La disparition de la glace et de la
neige facilitant l'accès et les transports, l'Arctique devrait jouer un
rôle bien plus important à l'avenir dans l'approvisionnement en
énergie et en minéraux.
L'United States Geological
Survey (" Institut d'études géologiques des États-Unis ") estime que
30 % des ressources mondiales en gaz naturel non découvertes se
trouvent dans cette région, principalement sur les plateaux
continentaux situés sous l'océan Arctique. Selon les évaluations, plus
de 70 % du pétrole non encore découvert en Arctique se trouve au nord
de l'Alaska, dans le bassin amérasien, l'est du Groenland et dans
d'autres zones encore.
Une compagnie d'assurance
prévoit que jusqu'à 100 milliards de dollars US y seront investis au
cours de la prochaine décennie, principalement dans le secteur des
minéraux. L'exploration et l'exploitation minière s'accélèrent,
entraînant la construction de routes, de ports et de nouvelles
installations.
En outre, la Route du Nord et le
Passage du nord-ouest sont ouverts au transport maritime à certaines
périodes de l'année en raison de la fonte de la banquise. Certains pays
ont estimé que la Route du Nord deviendrait une autoroute maritime
" d'importance mondiale " avec un trafic 40 fois supérieur d'ici 2020.
La
pêche devrait également augmenter de façon considérable, car l'on
constate actuellement le déplacement, largement annoncé, vers le nord
des espèces de poissons subarctiques (morue de l'Atlantique et du
Pacifique y compris).
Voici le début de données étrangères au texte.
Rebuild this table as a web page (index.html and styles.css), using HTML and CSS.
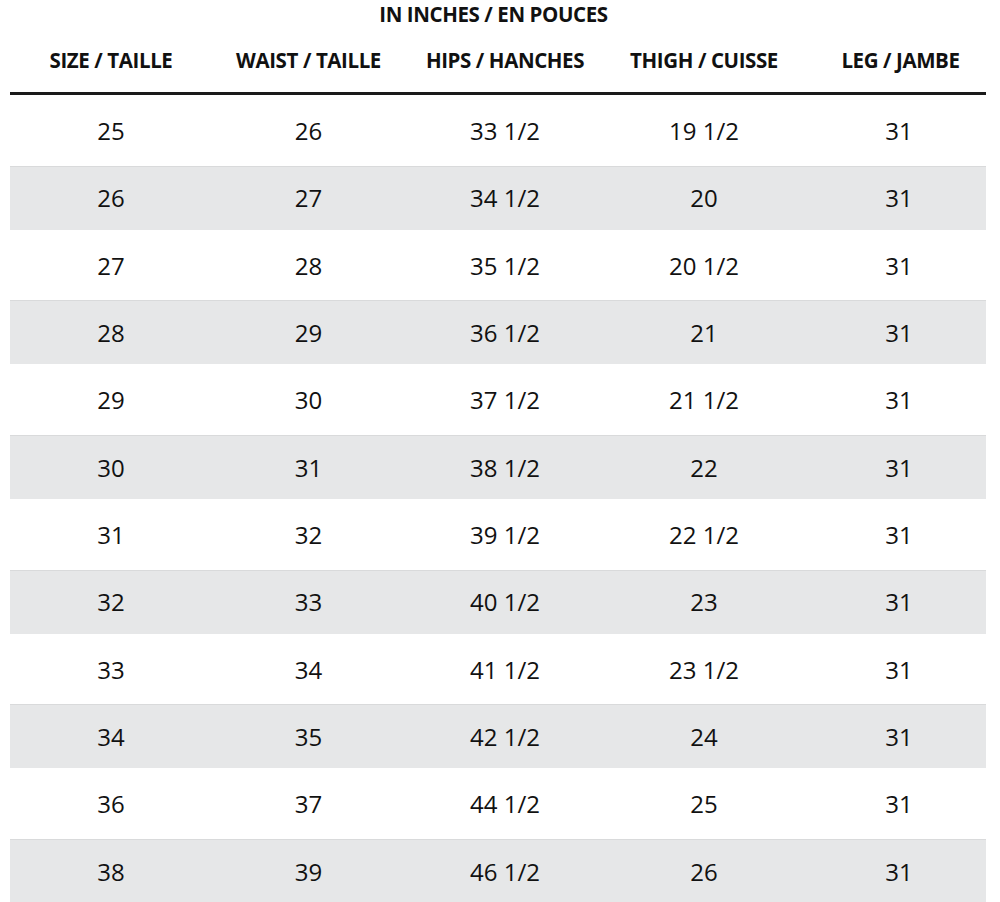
FILE: index.html
```html
<!DOCTYPE html>
<html lang="en">
<head>
<meta charset="utf-8">
<title>Size chart</title>
<link rel="stylesheet" href="styles.css">
</head>
<body>
<div class="chart">
  <div class="title">IN INCHES / EN POUCES</div>
  <div class="row head">
    <div>SIZE / TAILLE</div><div>WAIST / TAILLE</div><div>HIPS / HANCHES</div><div>THIGH / CUISSE</div><div>LEG / JAMBE</div>
  </div>
  <div class="row odd"><div>25</div><div>26</div><div>33 1/2</div><div>19 1/2</div><div>31</div></div>
  <div class="row even"><div>26</div><div>27</div><div>34 1/2</div><div>20</div><div>31</div></div>
  <div class="row odd"><div>27</div><div>28</div><div>35 1/2</div><div>20 1/2</div><div>31</div></div>
  <div class="row even"><div>28</div><div>29</div><div>36 1/2</div><div>21</div><div>31</div></div>
  <div class="row odd"><div>29</div><div>30</div><div>37 1/2</div><div>21 1/2</div><div>31</div></div>
  <div class="row even"><div>30</div><div>31</div><div>38 1/2</div><div>22</div><div>31</div></div>
  <div class="row odd"><div>31</div><div>32</div><div>39 1/2</div><div>22 1/2</div><div>31</div></div>
  <div class="row even"><div>32</div><div>33</div><div>40 1/2</div><div>23</div><div>31</div></div>
  <div class="row odd"><div>33</div><div>34</div><div>41 1/2</div><div>23 1/2</div><div>31</div></div>
  <div class="row even"><div>34</div><div>35</div><div>42 1/2</div><div>24</div><div>31</div></div>
  <div class="row odd"><div>36</div><div>37</div><div>44 1/2</div><div>25</div><div>31</div></div>
  <div class="row even"><div>38</div><div>39</div><div>46 1/2</div><div>26</div><div>31</div></div>
</div>
</body>
</html>
```

FILE: styles.css
```css
html, body {
  margin: 0;
  padding: 0;
  background: #ffffff;
}
body {
  font-family: "Open Sans", "Liberation Sans", sans-serif;
  color: #111111;
  overflow: hidden;
}
.chart {
  width: 976px;
  margin-left: 10px;
}
.title {
  height: 30px;
  line-height: 29px;
  text-align: center;
  font-weight: 700;
  font-size: 20.5px;
  letter-spacing: -0.4px;
  padding-right: 9px;
}
.row {
  display: grid;
  grid-template-columns: 202px 193px 200px 198px 183px;
  align-items: center;
  justify-items: center;
  font-size: 24px;
}
.row > div:nth-child(5) {
  margin-left: 9px;
}
.row.head {
  font-weight: 700;
  font-size: 20.5px;
  letter-spacing: -0.4px;
  border-bottom: 3px solid #1a1a1a;
  box-sizing: border-box;
  height: 65px;
  padding-bottom: 2px;
}
.row.head > div:nth-child(5) {
  margin-left: 12px;
}
.row.odd {
  height: 70.7px;
}
.row.even {
  height: 64px;
  background: #e6e7e8;
  box-shadow: inset 0 1px 0 #d9dadb;
}
```
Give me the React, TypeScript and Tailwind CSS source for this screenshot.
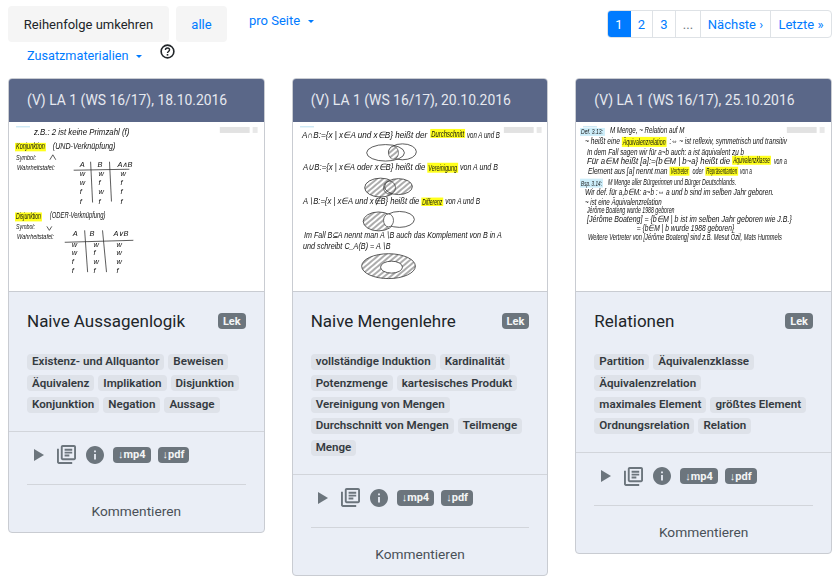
import React from 'react';

const Hand = ({ x, y, w, size = 9, children }: { x: number; y: number; w?: number; size?: number; children: React.ReactNode }) => (
  <text
    x={x}
    y={y}
    fontSize={size}
    fontStyle="italic"
    fontFamily="'Liberation Sans', sans-serif"
    fill="#111"
    textLength={w}
    lengthAdjust={w ? 'spacingAndGlyphs' : undefined}
  >
    {children}
  </text>
);

const Mark = ({ x, y, w, h, fill = '#ffff1a' }: { x: number; y: number; w: number; h: number; fill?: string }) => (
  <rect x={x} y={y} width={w} height={h} fill={fill} />
);

const WindowBar = ({ x = 212 }: { x?: number }) => (
  <g>
    <rect x={x} y={5} width={30} height={6} fill="#e2e2e2" />
    <rect x={x + 33} y={5} width={5} height={6} fill="#e8e8e8" />
    <rect x={7} y={4} width={14} height={1.5} fill="#cfe9f5" />
  </g>
);

const Rows = ({ cols, ys, rows }: { cols: number[]; ys: number[]; rows: string[][] }) => (
  <g>
    {rows.map((r, i) =>
      r.map((c, j) => (
        <Hand key={`${i}-${j}`} x={cols[j]} y={ys[i]} size={7.500}>
          {c}
        </Hand>
      )),
    )}
  </g>
);

const Thumb1 = () => (
  <>
    <Hand x={25} y={13} w={96}>z.B.: 2 ist keine Primzahl (f)</Hand>
    <Mark x={6} y={21} w={31} h={8.500} />
    <Hand x={7} y={27.500} w={29}>Konjunktion</Hand>
    <Hand x={44} y={27} w={63}>(UND-Verknüpfung)</Hand>
    <Hand x={7} y={38} w={20} size={8}>Symbol:</Hand>
    <path d="M41 38l3-5 3 5" stroke="#333" fill="none" strokeWidth="0.8" />
    <Hand x={8} y={48} w={38} size={8}>Wahrheitstafel:</Hand>
    <Rows cols={[71, 89, 109]} ys={[45]} rows={[['A', 'B', 'A∧B']]} />
    <path d="M65 48.500L121 47.500M82 40L84 81M101 40L103 80" stroke="#333" strokeWidth="0.8" fill="none" />
    <Rows
      cols={[71, 90, 112]}
      ys={[54, 63, 72, 82]}
      rows={[['w', 'w', 'w'], ['w', 'f', 'f'], ['f', 'w', 'f'], ['f', 'f', 'f']]}
    />
    <Mark x={6} y={91} w={27} h={9} />
    <Hand x={7} y={98} w={25}>Disjunktion</Hand>
    <Hand x={41} y={97} w={56}>(ODER-Verknüpfung)</Hand>
    <Hand x={7} y={108} w={19} size={8}>Symbol:</Hand>
    <path d="M38 105l2.500 4 2.500-4" stroke="#333" fill="none" strokeWidth="0.8" />
    <Hand x={8} y={118} w={37} size={8}>Wahrheitstafel:</Hand>
    <Rows cols={[64, 81, 105]} ys={[115]} rows={[['A', 'B', 'A∨B']]} />
    <path d="M56 121L125 119M76 109L79 151M94 109L98 151" stroke="#333" strokeWidth="0.8" fill="none" />
    <Rows
      cols={[63, 85, 108]}
      ys={[126, 134, 143, 152]}
      rows={[['w', 'w', 'w'], ['w', 'f', 'w'], ['f', 'w', 'w'], ['f', 'f', 'f']]}
    />
  </>
);

const Thumb2 = () => (
  <>
    <defs>
      <pattern id="hatch" width="4" height="4" patternUnits="userSpaceOnUse" patternTransform="rotate(-40)">
        <rect width="4" height="4" fill="#fff" />
        <path d="M0 2H4" stroke="#444" strokeWidth="0.9" />
      </pattern>
    </defs>
    <Mark x={138} y={7} w={35} h={9} />
    <Hand x={9} y={16} w={126}>A∩B:={'{'}x | x∈A und x∈B{'}'} heißt der</Hand>
    <Hand x={139} y={15} w={33}>Durchschnitt</Hand>
    <Hand x={175} y={16} w={33}>von A und B</Hand>
    <ellipse cx={93} cy={31} rx={19} ry={8.300} fill="none" stroke="#333" strokeWidth="0.8" />
    <ellipse cx={110} cy={30} rx={14} ry={8} fill="none" stroke="#333" strokeWidth="0.8" />
    <ellipse cx={101} cy={31} rx={5} ry={6.500} fill="url(#hatch)" stroke="#333" strokeWidth="0.6" />
    <Mark x={135} y={41} w={31} h={10} />
    <Hand x={10} y={48} w={123}>A∪B:={'{'}x | x∈A oder x∈B{'}'} heißt die</Hand>
    <Hand x={136} y={49} w={29}>Vereinigung</Hand>
    <Hand x={168} y={48} w={38}>von A und B</Hand>
    <ellipse cx={88} cy={66} rx={16} ry={9.500} fill="url(#hatch)" stroke="#333" strokeWidth="0.8" />
    <ellipse cx={106} cy={65} rx={14} ry={8} fill="url(#hatch)" stroke="#333" strokeWidth="0.8" />
    <ellipse cx={97} cy={66} rx={6} ry={6.500} fill="none" stroke="#333" strokeWidth="0.7" />
    <Mark x={129} y={76} w={22} h={8.500} />
    <Hand x={10} y={82} w={117}>A∖B:={'{'}x | x∈A und x∉B{'}'} heißt die</Hand>
    <Hand x={130} y={83} w={20}>Differenz</Hand>
    <Hand x={153} y={82} w={35}>von A und B</Hand>
    <ellipse cx={86} cy={100} rx={15.500} ry={9.500} fill="url(#hatch)" stroke="#333" strokeWidth="0.8" />
    <ellipse cx={107} cy={98} rx={15} ry={8} fill="#fff" stroke="#333" strokeWidth="0.8" />
    <ellipse cx={96} cy={99} rx={5} ry={6.500} fill="#fff" stroke="#333" strokeWidth="0.7" />
    <Hand x={11} y={117} w={199}>Im Fall B⊆A nennt man A∖B auch das Komplement von B in A</Hand>
    <Hand x={10} y={128} w={88}>und schreibt  C_A(B) = A∖B</Hand>
    <ellipse cx={96} cy={145} rx={27} ry={12.500} fill="url(#hatch)" stroke="#333" strokeWidth="0.8" />
    <ellipse cx={99} cy={146} rx={11} ry={6} fill="#fff" stroke="#333" strokeWidth="0.8" />
  </>
);

const Thumb3 = () => (
  <>
    <Mark x={4} y={6} w={25} h={8} fill="#cdeefa" />
    <Hand x={5} y={12.500} w={22} size={8}>Def. 3.13:</Hand>
    <Hand x={34} y={11} w={75}>M Menge, ~ Relation auf M</Hand>
    <Mark x={46} y={15} w={45} h={10} />
    <Hand x={9} y={22} w={35}>~ heißt eine</Hand>
    <Hand x={47} y={23} w={43}>Äquivalenzrelation</Hand>
    <Hand x={94} y={22} w={118}>:⇔ ~ ist reflexiv, symmetrisch und transitiv</Hand>
    <Hand x={11} y={33} w={158}>In dem Fall sagen wir für a~b auch: a ist äquivalent zu b</Hand>
    <Mark x={157} y={34} w={39} h={9} />
    <Hand x={11} y={42} w={144}>Für a∈M heißt [a]:={'{'}b∈M | b~a{'}'} heißt die</Hand>
    <Hand x={158} y={41} w={37}>Äquivalenzklasse</Hand>
    <Hand x={199} y={42} w={13}>von a</Hand>
    <Mark x={94} y={45} w={20} h={9} />
    <Mark x={130} y={45} w={33} h={9} />
    <Hand x={12} y={52} w={80}>Element aus [a] nennt man</Hand>
    <Hand x={95} y={52} w={18}>Vertreter</Hand>
    <Hand x={117} y={52} w={11}>oder</Hand>
    <Hand x={131} y={52} w={31}>Repräsentanten</Hand>
    <Hand x={165} y={52} w={12}>von a</Hand>
    <Mark x={4} y={57} w={23} h={9} fill="#cdeefa" />
    <Hand x={5} y={64} w={21} size={8}>Bsp. 3.14:</Hand>
    <Hand x={32} y={63} w={129}>M Menge aller Bürgerinnen und Bürger Deutschlands.</Hand>
    <Hand x={9} y={73} w={190}>Wir def. für a,b∈M: a~b :⇔ a und b sind im selben Jahr geboren.</Hand>
    <Hand x={9} y={83} w={77}>~ ist eine Äquivalenzrelation</Hand>
    <Hand x={11} y={92} w={88}>Jérôme Boateng wurde 1988 geboren</Hand>
    <Hand x={11} y={101} w={206}>[Jérôme Boateng] = {'{'}b∈M | b ist im selben Jahr geboren wie J.B.{'}'}</Hand>
    <Hand x={61} y={110} w={98}>= {'{'}b∈M | b wurde 1988 geboren{'}'}</Hand>
    <Hand x={12} y={119} w={195}>Weitere Vertreter von [Jérôme Boateng] sind z.B. Mesut Özil, Mats Hummels</Hand>
  </>
);

const Badge = ({ children }: { children: React.ReactNode }) => (
  <span className="flex h-[16px] items-center rounded-[4px] bg-[#6c757d] px-[5px] text-[11px] leading-none font-bold text-[#f4f5f6]">
    {children}
  </span>
);

const Tag = ({ children }: { children: string }) => (
  <span className="flex h-[16px] items-center rounded-[4px] bg-[#dee2e9] px-[5px] text-[11.6px] leading-none font-semibold whitespace-nowrap text-[#343a40]">
    {children}
  </span>
);

const Card = ({ title, heading, tags, thumb }: { title: string; heading: string; tags: string[]; thumb: React.ReactNode }) => (
  <div className="overflow-hidden rounded-[4px] border border-[#c9ccd2] bg-[#eaeef6]">
    <div className="flex h-[43px] items-center bg-[#5a6788] px-[18px] text-[13.9px] text-[#e6e9f0]">{title}</div>
    <svg viewBox="0 0 256 170" className="block h-[170px] w-full border-b border-[#c9ccd2] bg-white">
      <g filter="url(#soft)">
        {thumb}
        <WindowBar />
      </g>
    </svg>
    <div className="border-b border-[#d2d5db] px-[18px] pt-[18px] pb-[18px]">
      <div className="flex items-start justify-between">
        <h5 className="text-[17px] leading-[22px] text-[#212529]">{heading}</h5>
        <span className="mt-[3px]">
          <Badge>Lek</Badge>
        </span>
      </div>
      <div className="mt-[22px] flex flex-wrap gap-x-[4px] gap-y-[5.4px]">
        {tags.map((t) => (
          <Tag key={t}>{t}</Tag>
        ))}
      </div>
    </div>
    <div className="px-[18px] pt-[14px]">
      <div className="flex h-[18px] items-center text-[#6c757d]">
        <svg viewBox="0 0 10 12" className="ml-[7px] h-[12px] w-[10px]" fill="currentColor">
          <path d="M0 0l10 6-10 6z" />
        </svg>
        <svg viewBox="2 2 20 20" className="ml-[13px] h-[19px] w-[19px]" fill="currentColor">
          <path d="M4 6H2v14c0 1.100.9 2 2 2h14v-2H4V6zm16-4H8c-1.100 0-2 .9-2 2v12c0 1.100.9 2 2 2h12c1.100 0 2-.9 2-2V4c0-1.100-.9-2-2-2zm0 14H8V4h12v12zM10 9h8v2h-8zm0 3h5v2h-5zm0-6h8v2h-8z" />
        </svg>
        <svg viewBox="2 2 20 20" className="ml-[10px] h-[18px] w-[18px]" fill="currentColor">
          <path d="M12 2C6.480 2 2 6.480 2 12s4.480 10 10 10 10-4.480 10-10S17.520 2 12 2zm1 15h-2v-6h2v6zm0-8h-2V7h2v2z" />
        </svg>
        <span className="ml-[9px] flex gap-[7px]">
          <Badge>↓mp4</Badge>
          <Badge>↓pdf</Badge>
        </span>
      </div>
      <div className="mt-[20px] border-t border-[#d2d5db] pt-[16px] pb-[11px] text-center text-[13.7px] leading-[20px] text-[#495057]">
        Kommentieren
      </div>
    </div>
  </div>
);

const Caret = () => (
  <span className="ml-[8px] inline-block h-0 w-0 border-x-[3px] border-t-[3px] border-x-transparent border-t-[#007bff] align-[2px]" />
);

export default function App() {
  return (
    <div className='h-[582px] w-[840px] overflow-hidden bg-white font-["Roboto",sans-serif] text-[13px]'>
      <svg width="0" height="0" className="absolute">
        <filter id="soft">
          <feGaussianBlur stdDeviation="0.4" />
        </filter>
      </svg>

      <div className="flex h-[78px] justify-between px-[8px]">
        <div>
          <div className="flex pt-[6px]">
            <button className="h-[36px] w-[161px] rounded-[4px] bg-[#f5f5f5] pt-[1px] text-[#212529]">Reihenfolge umkehren</button>
            <button className="ml-[7px] h-[36px] w-[51px] rounded-[4px] bg-[#f5f5f5] pt-[1px] text-[#007bff]">alle</button>
            <span className="ml-[22px] pt-[5px] leading-[20px] text-[#007bff]">
              pro Seite
              <Caret />
            </span>
          </div>
          <div className="flex pt-[4px] pl-[19px] text-[12.7px] leading-[20px] text-[#007bff]">
            <span>
              Zusatzmaterialien
              <Caret />
            </span>
            <svg viewBox="0 0 16 16" className="mt-[-2px] ml-[18px] h-[15px] w-[15px] text-[#212529]" fill="none" stroke="currentColor">
              <circle cx="8" cy="8" r="6.800" strokeWidth="1.700" />
              <path d="M5.800 6.300c0-1.300 1-2.100 2.200-2.100s2.200.8 2.200 2c0 1.800-2.200 1.700-2.200 3.300" strokeWidth="1.500" />
              <path d="M8 10.700v1.700" strokeWidth="1.700" />
            </svg>
          </div>
        </div>
        <div className="mt-[10px] flex h-[28px] overflow-hidden rounded-[4px] border border-[#dee2e6] text-[#007bff]">
          <span className="-my-[1px] -ml-[1px] flex w-[24px] items-center justify-center bg-[#007bff] pt-[1px] text-white">1</span>
          <span className="flex w-[22px] items-center justify-center border-r border-[#dee2e6] pt-[1px]">2</span>
          <span className="flex w-[23px] items-center justify-center border-r border-[#dee2e6] pt-[1px]">3</span>
          <span className="flex w-[25px] items-center justify-center border-r border-[#dee2e6] pt-[1px] text-[#6c757d]">...</span>
          <span className="flex w-[70px] items-center justify-center border-r border-[#dee2e6] pt-[1px]">Nächste ›</span>
          <span className="flex w-[60px] items-center justify-center pt-[1px]">Letzte »</span>
        </div>
      </div>

      <div className="grid grid-cols-3 items-start gap-[27px] px-[8px]">
        <Card
          title="(V) LA 1 (WS 16/17), 18.10.2016"
          heading="Naive Aussagenlogik"
          tags={['Existenz- und Allquantor', 'Beweisen', 'Äquivalenz', 'Implikation', 'Disjunktion', 'Konjunktion', 'Negation', 'Aussage']}
          thumb={<Thumb1 />}
        />
        <Card
          title="(V) LA 1 (WS 16/17), 20.10.2016"
          heading="Naive Mengenlehre"
          tags={['vollständige Induktion', 'Kardinalität', 'Potenzmenge', 'kartesisches Produkt', 'Vereinigung von Mengen', 'Durchschnitt von Mengen', 'Teilmenge', 'Menge']}
          thumb={<Thumb2 />}
        />
        <Card
          title="(V) LA 1 (WS 16/17), 25.10.2016"
          heading="Relationen"
          tags={['Partition', 'Äquivalenzklasse', 'Äquivalenzrelation', 'maximales Element', 'größtes Element', 'Ordnungsrelation', 'Relation']}
          thumb={<Thumb3 />}
        />
      </div>
    </div>
  );
}
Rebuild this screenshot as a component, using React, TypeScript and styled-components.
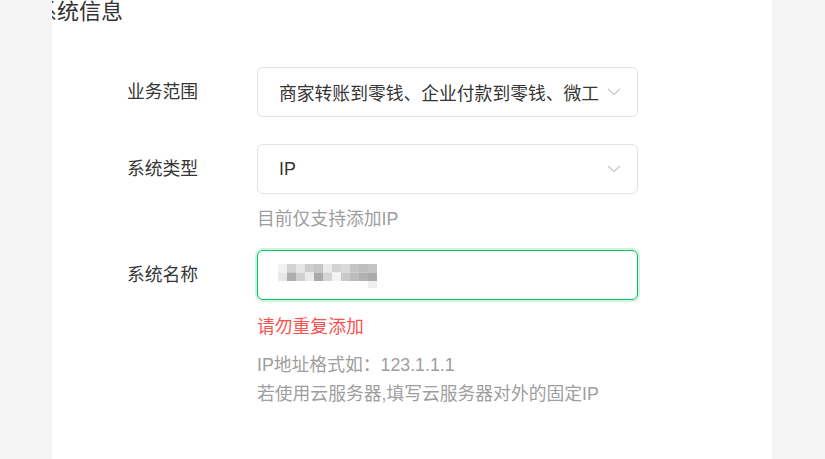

Une étude prévoit une possible hausse de 30 à
70 % des captures de poissons dans les hautes latitudes, y compris
l'Arctique, d'ici 2055.
L'association de la
transformation rapide de l'environnement et de la ruée vers les
ressources peut rompre les cycles hydrologiques, mettre en danger les
écosystèmes, empêcher la migration des caribous et des rennes et
gravement perturber les modes de vie traditionnels des peuples
autochtones. Ce point soulève aussi d'importantes questions
géopolitiques avec de possibles répercussions bien au-delà de
l'Arctique.
Constitué du Canada, du Danemark, des
États-Unis, de la Finlande, de l'Islande, de la Norvège et de la
Russie, le Conseil de l'Arctique a un rôle crucial à jouer afin de
garantir une exploitation responsable des ressources.
Le
Conseil aborde la question du développement durable de l'Arctique dans
des rapports sur la neige et la glace, la pollution, les conséquences
du changement climatique, le transport maritime, le développement
humain et la biodiversité ; et a pris des mesures visant à améliorer la
gouvernance environnementale.
La nécessité
d'améliorer la gouvernance est d'autant plus cruciale aujourd'hui que
la fonte de la banquise a été plus rapide que ce qu'avait prévu le
rapport du Groupe d'experts intergouvernemental sur l'évolution du
climat (GIEC). En effet, le rapport prévoyait une possible disparition
de la glace de l'Arctique à l'horizon 2100, mais les prévisions
actuelles indiquent plus fréquemment 2035.
La fonte de la
banquise s'est accompagnée de celle de la calotte glaciaire du
Groenland, du dégel du pergélisol de la toundra et d'une disparation
partielle de la neige sur les terres causée par une fonte précoce et le
dégel de la couverture neigeuse de certains glaciers.
De
multiples raisons expliquent que le réchauffement de l'Arctique soit
deux fois plus rapide que dans le reste de la planète. Les courants
atmosphériques et marins apportent une chaleur supplémentaire en
Arctique alors que la fonte elle-même, réduisant la réflexion de la
lumière du soleil, entraîne un dégel encore plus important.
La
neige et la glace blanches agissent comme des miroirs et réfléchissent
85 % du rayonnement solaire. Mais les zones de l'océan dépourvues de
glace ne renvoient que 10 % du rayonnement solaire et la toundra nue
seulement 20 %.
Il semblerait également que le
carbone noir (suie), un polluant climatique de courte durée de vie,
contribue au réchauffement en assombrissant la neige et la glace,
réduisant ainsi la surface réfléchissante. L'an dernier, le PNUE et ses
partenaires ont lancé la Coalition pour le climat et l'air pur visant à
réduire le carbone noir et autres polluants climatiques de courte
durée de vie.
Le dégel du pergélisol participera
également à une nouvelle hausse des températures. En effet, les
matières organiques qu'il contient (jusqu'à 1 700 gigatonnes de carbone
dans l'hémisphère nord) fondent et se décomposent, libérant le carbone
emprisonné sous forme de CO2 et de méthane.